The PPP had first named former textile industry minister Makhdoom Shahabuddin as its main candidate to fill in the vacancy while Mr Ashraf and former information and broadcasting minister Qamar Zaman Kaira filed their nominations as covering, or backup, candidates.
But a virtual ambush by the army-led Anti-Narcotics Force, which has had problems with the PPP government in recent months, in issuing non-bailable arrest warrants for one-time health minister in an alleged drug import scandal, came as a mortal blow to Mr Shahabuddin’s candidacy, forcing the PPP to pick up Mr Ashraf from the two backup candidates to avoid the embarrassment of putting up one who could be arrested even before the vote.
Mr Shahabuddin came to the house to cast his vote for his substitute after getting an interim bail earlier in the day from as far as Peshawar High Court.
Slogans of “Jeay Bhutto” (long live Bhutto) — referring to PPP founder Zulfikar Ali Bhutto — rang through the house and some visitors’ galleries after Speaker Fehmida Mirza announced the result of the open vote taken through what is known as division in which lawmakers record their votes for their preferred candidates in separate registers.
To cheers from the ruling coalition benches, Maulana Fazlur Rehman, chief of the eight-seat Jamiat Ulema-i-Islam, withdrew from the contest, as did Mr Shahabuddin and Mr Kaira, from the contest, which was followed by speeches of the two contestants before the newly-elected prime minister and prospective members of his cabinet drove to the nearby presidential palace to be sworn in by President Asif Ali Zardari.
The five-year tenures of the present federal and four provincial governments will run out in late March next year when a caretaker set-up will come into being to oversee the next general election.

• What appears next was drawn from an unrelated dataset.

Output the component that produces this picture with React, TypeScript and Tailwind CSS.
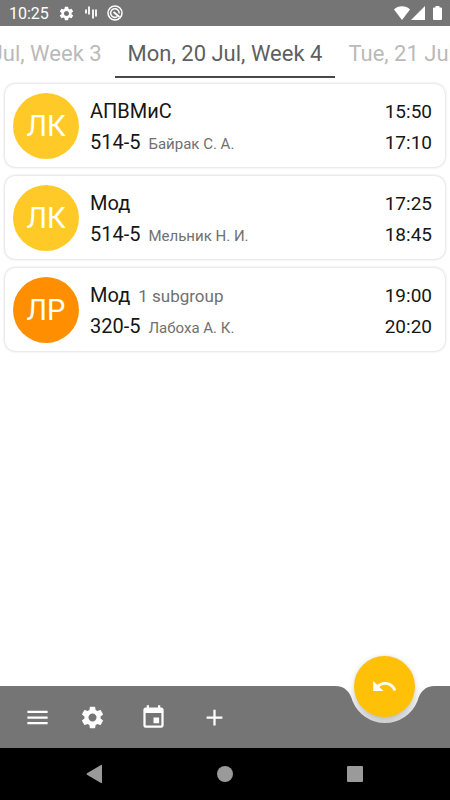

But speculation has been rife whether Mr Ashraf will be able to exhaust the remaining nine months of the federal government if, like Mr Gilani, he is asked by the Supreme Court to write to Swiss authorities to reopen disputed money-laundering charges against President Zardari. The PPP says any PPP premier will refuse to do it as did Mr Gilani.
In his speech, Mr Ashraf pledged loyalty to the legacy of his predecessor, which he said was marked by landmark constitutional amendments and strengthening of democratic institutions, and added: “I will not tell torch transferred to me to be dimmed.”
He said it was the duty of political parties to “move democracy and democratic process forward”. The new premier cited “seeking solution to the problems” of insurgency-hit Balochistan as his first priority and, acknowledging “excesses” done to the Baloch people, said his government would talk to their leadership.
Other domestic priorities he mentioned included making parliament’s sovereignty a certainty in which “nobody else could usurp the power given to it by the people”, impartial and transparent elections, strengthening national institutions and not allowing confrontation between them, and promoting agriculture and industry. He appealed to “religious extremists” to surrender arms and join the “national mainstream”.
In foreign affairs, he vowed to work for promoting peaceful co-existence with neighbours, including India, further strengthening friendship with China and Islamic countries, consolidating ties with the European Union and promoting relationship with the United States “on the basis of equality”.
Mr Abbasi blamed the new premier for prevailing power shortages because of his tenure as power minister in the present government, provoking PPP chief whip Khursheed Ahmed Shah to propose the formation of a parliamentary commission to fix blame for power shortages from 1993 to 2008 and then onwards.
Later the speaker read out a presidential order proroguing the house after only a day’s special session.